Seismic Imaging in the Presence of Strong Contrasts – How forgetful are seismic waves?

Bernd Milkereit
2014 CSEG Distinguished Lecturer


Seismic imaging is an important geophysical tool for delineating and monitoring the earth’s subsurface structure and its oil, gas and mineral resources. Owing to the earth’s heterogeneity, such subsurface structures exist at different scales (sizes) with lateral and vertical variations in physical properties such as contrasts in bulk and shear moduli, and densities. Over the past decade, seismology entered a new era. Solving elastic and visco-elastic wave equations on large supercomputers, accurate and complete simulations for heterogeneous 3D earth models became a reality – replacing exact solutions for layered earth models.

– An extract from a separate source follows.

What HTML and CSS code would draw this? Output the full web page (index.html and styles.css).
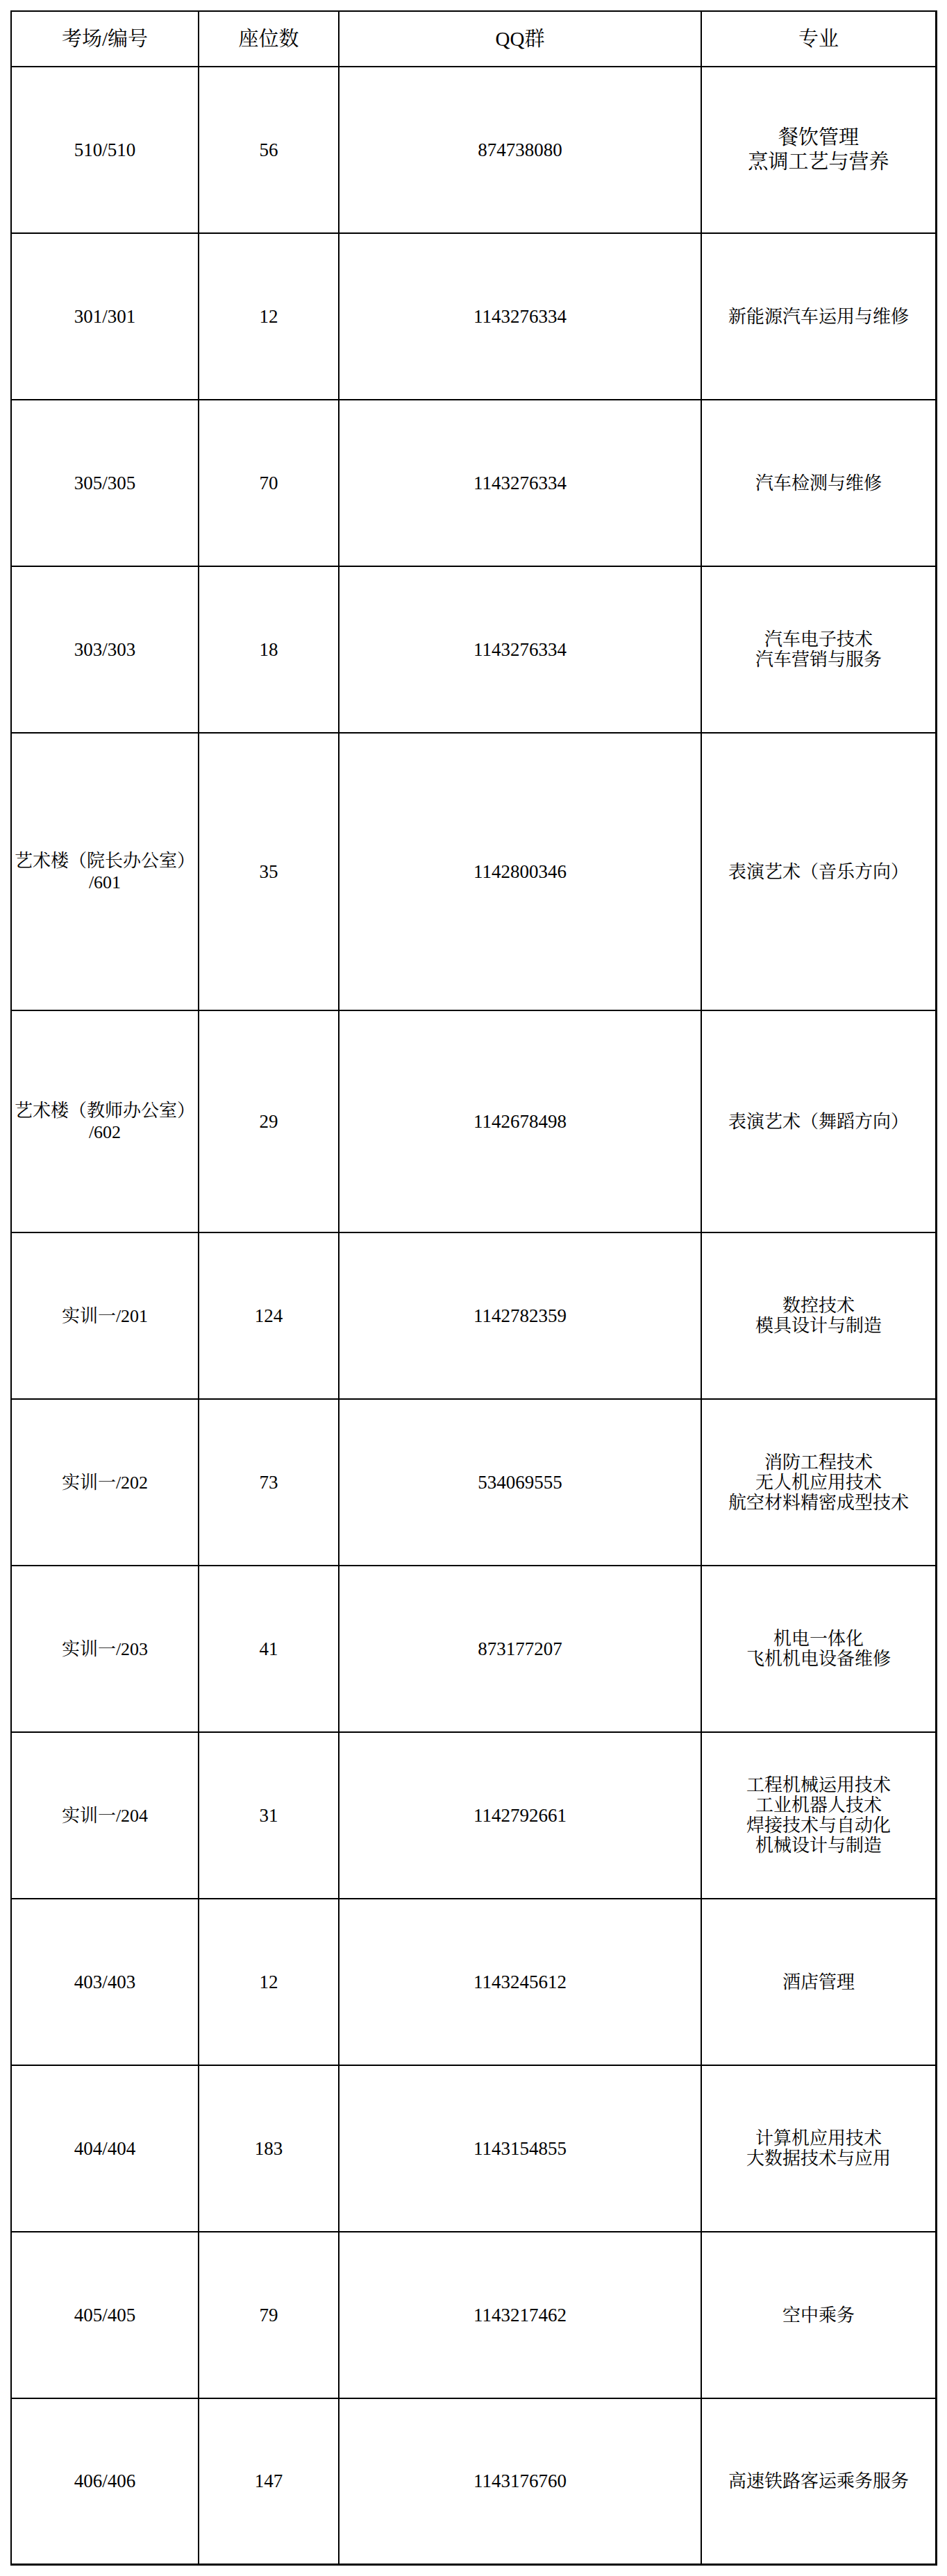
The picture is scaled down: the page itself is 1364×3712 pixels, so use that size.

Seismic methods illuminate subsurface structures using compressional and shear waves. Recorded signal at surface and borehole seismic sensor locations arise from reflection, refraction, transmission, scattering and attenuation of elastic waves at lithological contacts, structural boundaries and the Earth's free surface, where abrupt and gradual changes in physical rock properties occur.  The effects of heterogeneities on seismic wave propagation can be described in terms of different propagation regimes and physical rock property contrasts: quasi-homogeneous for heterogeneities too small to be seen by seismic waves, Rayleigh scattering, Mie scattering and small-angle scattering. These scattering regimes cause characteristic amplitude, phase and travel time fluctuations. After a few time steps, however, the transmitted and forward scattered seismic wave fields “heal”, thus limiting the resolving power of seismic imaging. Examples of strong constrasts include the Earth’s free surface, seafloor topography, permafrost layers, gas and gas hydrate accumulations, and massive sulfide mineral deposits. Consequently, the presence of strong contrast provides an interesting challenge for a wide range of controlled source seismic imaging and  passive source seismic monitoring studies.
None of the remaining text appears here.